Alla fine dell'ordalia avevo tre pagine, seimila battute, di cui finalmente potevo essere soddisfatta. Era una sinossi completa, se non altro, dall'inizio alla fine, e molto più succinta delle prime due. Orgogliosa, l'ho passata alla mia lettrice di fiducia, che mi ha confermato ciò che in cuor mio già sapevo: è ancora troppo lunga.

Mi sono rimessa all'opera, stavolta con una base da cui partire. Togli questo paragrafo, riassumi ulteriormente la descrizione del protagonista (eliminando, tra l'altro, una delle poche espressioni su cui avevo dei dubbi), accorpa queste due frasi in una. Il giorno dopo, però, con ancora tanto da tagliare, già mi rendevo conto che questa non era più una sinossi di cui ero soddisfatta, che a furia di eliminare parole erano saltati tanti di quei collegamenti che la rendevano un'unità fluida invece di un patchwork spezzettato. E grazie a questi salti, ho compreso qualcosa che mi era sfuggito. L'unico modo per descrivere il mio romanzo in poche parole non è fornendo un riassunto di ciò che succede nella storia, bensì rivelando ciò che in un romanzo dovrebbe restare nascosto. Ciò che deve rimanere intrecciato tra le righe, mai al di sopra: il tema, il messaggio sottinteso nella storia. La risposta ultima alla domanda: di cosa parla il tuo romanzo?

E a questa sinossi, la versione 4.0 se vogliamo usare un linguaggio tecnico, ci sto ancora lavorando. Che cosa ci metterò, e che cosa a questo punto della mia esperienza ho imparato di dover mettere in un romanzo? In sintesi, ecco qui il mio stretto indispensabile:
  • presentazione del protagonista
  • tempo in cui è ambientata la storia (se diverso dal presente) e luogo (se specificato e di notevole importanza per la trama)
  • situazione iniziale
  • evento che rompe l'equilibrio
  • qualche accenno agli avvenimenti principali-punti di svolta che gradualmente portano a evidenziare...
  • il tema o i temi della storia (quella sinossi del film che ho citato sarebbe stata un esempio migliore per il mio scopo se avesse spiegato come il film intreccia i due piani del viaggio interiore e di quello esteriore, e come la ricerca del protagonista lo porta a superare i propri limiti e affrontare nella vita reale le situazioni avventurose che aveva solo immaginato, e ciò gli consente di conoscersi meglio, di valorizzare il proprio talento e di acquisire il coraggio di reagire ai problemi nella propria vita - un capo arrogante, una donna a cui non riesce a dichiararsi - in modo concreto invece di rifugiarsi ogni volta in un mondo di fantasia in cui lui è il protagonista e l'eroe)
  • e per finire, ovviamente, la fine. Rivelando tutto, anche il colpo di scena, se c'è: chi è l'assassino, qual è il mistero, come si salva il protagonista in pericolo, qual è il punto debole che porta l'antagonista alla sconfitta, dov'era la foto numero 25 e qual è il suo soggetto.

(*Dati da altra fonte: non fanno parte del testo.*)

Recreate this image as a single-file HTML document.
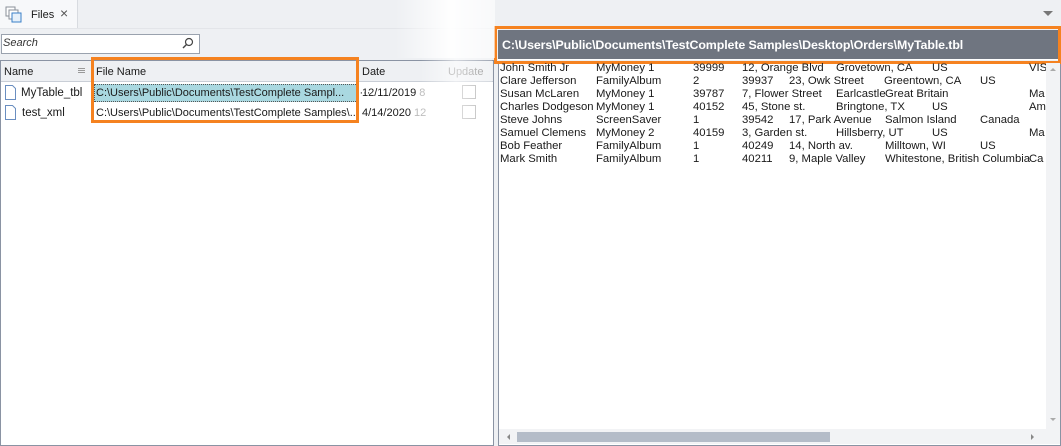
<!DOCTYPE html>
<html><head><meta charset="utf-8"><style>
*{margin:0;padding:0;box-sizing:border-box}
body{width:1061px;height:446px;overflow:hidden;background:#eef0f3;font-family:"Liberation Sans",Tahoma,sans-serif;font-size:11px;color:#1a1a1a;position:relative}
.a{position:absolute;white-space:nowrap}
.d .a{font-size:11.3px}
</style></head><body>
<div class="a" style="left:0;top:0;width:78px;height:28px;background:#f7f8fa;border-right:1px solid #d8dbe0"></div>
<svg class="a" style="left:5px;top:6px" width="18" height="18" viewBox="0 0 18 18"><rect x="1" y="1" width="9" height="9" fill="#fff" stroke="#8a8f98"/><rect x="4" y="4" width="9" height="9" fill="#fff" stroke="#8a8f98"/><rect x="7" y="7" width="9" height="9" fill="#e6f0fa" stroke="#3a7fc8"/></svg>
<div class="a" style="left:31px;top:9px;font-size:11px">Files</div>
<div class="a" style="left:60px;top:5px;font-size:14px;color:#555">×</div>
<div class="a" style="left:0;top:28px;width:1061px;height:1px;background:#e3e5e9"></div>
<div class="a" style="left:1043px;top:11px;width:0;height:0;border-left:5px solid transparent;border-right:5px solid transparent;border-top:5px solid #777"></div>
<div class="a" style="left:1px;top:34px;width:199px;height:20px;background:#fff;border:1px solid #9aa2ae"></div>
<div class="a" style="left:3px;top:37px;font-style:italic;font-size:11px;color:#333">Search</div>
<svg class="a" style="left:182px;top:37px" width="12" height="12" viewBox="0 0 12 12"><circle cx="7" cy="5" r="3.5" fill="none" stroke="#444" stroke-width="1.2"/><line x1="4.5" y1="7.5" x2="1" y2="11" stroke="#444" stroke-width="1.4"/></svg>
<div class="a" style="left:0;top:60px;width:494px;height:386px;background:#fff;border:1px solid #8a93a3"></div>
<div class="a" style="left:1px;top:61px;width:492px;height:21px;background:#eef0f3;border-bottom:1px solid #c9ced6"></div>
<div class="a" style="left:91px;top:61px;width:1px;height:21px;background:#d0d4da"></div>
<div class="a" style="left:358px;top:61px;width:1px;height:21px;background:#d0d4da"></div>
<div class="a" style="left:4px;top:66px">Name</div>
<div class="a" style="left:78px;top:68px;width:7px;height:1px;background:#999;box-shadow:0 2px 0 #999,0 4px 0 #999"></div>
<div class="a" style="left:96px;top:66px">File Name</div>
<div class="a" style="left:362px;top:66px">Date</div>
<div class="a" style="left:448px;top:66px;color:#888">Update</div>
<svg class="a" style="left:4px;top:85px" width="13" height="15" viewBox="0 0 13 15"><path d="M1.5 .5h7l3 3v11h-10z" fill="#fff" stroke="#6a8ec0"/></svg>
<svg class="a" style="left:4px;top:105px" width="13" height="15" viewBox="0 0 13 15"><path d="M1.5 .5h7l3 3v11h-10z" fill="#fff" stroke="#6a8ec0"/></svg>
<div class="a" style="left:21px;top:87px;font-size:11.5px">MyTable_tbl</div>
<div class="a" style="left:22px;top:107px;font-size:11.5px">test_xml</div>
<div class="a" style="left:94px;top:84px;width:264px;height:18px;background:#a9d8e0;border:1px dotted #555"></div>
<div class="a" style="left:96px;top:87px">C:\Users\Public\Documents\TestComplete Sampl...&nbsp;&nbsp;&nbsp;&nbsp;&nbsp;···</div>
<div class="a" style="left:96px;top:107px">C:\Users\Public\Documents\TestComplete Samples\...</div>
<div class="a" style="left:362px;top:87px">12/11/2019 <span style="color:#bbb">8</span></div>
<div class="a" style="left:362px;top:107px">4/14/2020 <span style="color:#bbb">12</span></div>
<div class="a" style="left:462px;top:85px;width:14px;height:14px;border:1px solid #aaa;background:#fff"></div>
<div class="a" style="left:462px;top:105px;width:14px;height:14px;border:1px solid #aaa;background:#fff"></div>
<div class="a" style="left:91px;top:57px;width:268px;height:66px;border:3px solid #f58220"></div>
<div class="a" style="left:498px;top:62px;width:563px;height:384px;background:#fff;border:1px solid #8a93a3"></div>
<div class="a" style="left:494px;top:26px;width:567px;height:38px;border:3px solid #f58220"></div>
<div class="a" style="left:498px;top:30px;width:560px;height:30px;background:#6f7580;border-bottom:1px solid #fff"></div>
<div class="a" style="left:502px;top:38px;color:#fff;font-weight:bold;font-size:12.4px;letter-spacing:-0.1px">C:\Users\Public\Documents\TestComplete Samples\Desktop\Orders\MyTable.tbl</div>
<div class="a" style="left:1046px;top:63px;width:14px;height:366px;background:#f2f3f5"></div>
<div class="a" style="left:499px;top:429px;width:561px;height:15px;background:#f2f3f5"></div>
<div class="a" style="left:517px;top:432px;width:313px;height:10px;background:#b4bcc8"></div>
<div class="a" style="left:507px;top:434px;width:0;height:0;border-top:3px solid transparent;border-bottom:3px solid transparent;border-right:3px solid #888"></div>
<div class="a" style="left:1031px;top:434px;width:0;height:0;border-top:3px solid transparent;border-bottom:3px solid transparent;border-left:3px solid #888"></div>
<div class="a" style="left:1050px;top:68px;width:0;height:0;border-left:3px solid transparent;border-right:3px solid transparent;border-bottom:3px solid #aaa"></div>
<div class="a" style="left:1050px;top:418px;width:0;height:0;border-left:3px solid transparent;border-right:3px solid transparent;border-top:3px solid #aaa"></div>
<div class="d" style="position:absolute;left:0;top:0;width:1046px;height:170px;overflow:hidden">
<div class="a" style="top:62px;left:500px">John Smith Jr</div><div class="a" style="top:62px;left:596px">MyMoney 1</div><div class="a" style="top:62px;left:693px">39999</div><div class="a" style="top:62px;left:742px">12, Orange Blvd</div><div class="a" style="top:62px;left:836px">Grovetown, CA</div><div class="a" style="top:62px;left:932px">US</div><div class="a" style="top:62px;left:1029px">VIS</div>
<div class="a" style="top:75px;left:500px">Clare Jefferson</div><div class="a" style="top:75px;left:596px">FamilyAlbum</div><div class="a" style="top:75px;left:693px">2</div><div class="a" style="top:75px;left:742px">39937</div><div class="a" style="top:75px;left:789px">23, Owk Street</div><div class="a" style="top:75px;left:884px">Greentown, CA</div><div class="a" style="top:75px;left:980px">US</div>
<div class="a" style="top:88px;left:500px">Susan McLaren</div><div class="a" style="top:88px;left:596px">MyMoney 1</div><div class="a" style="top:88px;left:693px">39787</div><div class="a" style="top:88px;left:742px">7, Flower Street</div><div class="a" style="top:88px;left:836px">Earlcastle</div><div class="a" style="top:88px;left:885px">Great Britain</div><div class="a" style="top:88px;left:1029px">Ma</div>
<div class="a" style="top:101px;left:500px">Charles Dodgeson</div><div class="a" style="top:101px;left:596px">MyMoney 1</div><div class="a" style="top:101px;left:693px">40152</div><div class="a" style="top:101px;left:742px">45, Stone st.</div><div class="a" style="top:101px;left:836px">Bringtone, TX</div><div class="a" style="top:101px;left:932px">US</div><div class="a" style="top:101px;left:1029px">Am</div>
<div class="a" style="top:114px;left:500px">Steve Johns</div><div class="a" style="top:114px;left:596px">ScreenSaver</div><div class="a" style="top:114px;left:693px">1</div><div class="a" style="top:114px;left:742px">39542</div><div class="a" style="top:114px;left:789px">17, Park Avenue</div><div class="a" style="top:114px;left:885px">Salmon Island</div><div class="a" style="top:114px;left:980px">Canada</div>
<div class="a" style="top:127px;left:500px">Samuel Clemens</div><div class="a" style="top:127px;left:596px">MyMoney 2</div><div class="a" style="top:127px;left:693px">40159</div><div class="a" style="top:127px;left:742px">3, Garden st.</div><div class="a" style="top:127px;left:836px">Hillsberry, UT</div><div class="a" style="top:127px;left:932px">US</div><div class="a" style="top:127px;left:1029px">Ma</div>
<div class="a" style="top:140px;left:500px">Bob Feather</div><div class="a" style="top:140px;left:596px">FamilyAlbum</div><div class="a" style="top:140px;left:693px">1</div><div class="a" style="top:140px;left:742px">40249</div><div class="a" style="top:140px;left:789px">14, North av.</div><div class="a" style="top:140px;left:885px">Milltown, WI</div><div class="a" style="top:140px;left:980px">US</div>
<div class="a" style="top:153px;left:500px">Mark Smith</div><div class="a" style="top:153px;left:596px">FamilyAlbum</div><div class="a" style="top:153px;left:693px">1</div><div class="a" style="top:153px;left:742px">40211</div><div class="a" style="top:153px;left:789px">9, Maple Valley</div><div class="a" style="top:153px;left:885px">Whitestone, British Columbia</div><div class="a" style="top:153px;left:1029px">Ca</div>
</div>
<div class="a" style="left:395px;top:0;width:100px;height:58px;background:linear-gradient(90deg,rgba(255,255,255,0),rgba(255,255,255,.95) 55%,rgba(255,255,255,.6))"></div>
<div class="a" style="left:420px;top:58px;width:72px;height:70px;background:linear-gradient(90deg,rgba(255,255,255,0),rgba(255,255,255,.6) 50%,rgba(255,255,255,.2))"></div>
</body></html>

Questo è ciò che ho appreso (finora) scrivendo la sinossi del mio romanzo. Può non valere per ogni tipo di storia, e probabilmente ho ancora molto da imparare sull'argomento. Perciò, se ti va di condividere la tua esperienza, i tuoi fallimenti e i tuoi successi per quanto riguarda la sinossi, se hai un consiglio da darmi oppure se conosci il link a quell'articolo che avrei voluto riportare (se solo lo avessi trovato!), lasciami pure un tuo commento.

Fino alla prossima, non farti spaventare dalla sinossi, non bloccarti di fronte all'ossessione che dev'essere perfetta, perché se sei arrivato a questo punto, significa che il più è fatto. Ci sei quasi. Hai scritto, e hai riletto, e hai corretto più e più volte un intero romanzo: in confronto, che cos'è una singola paginetta?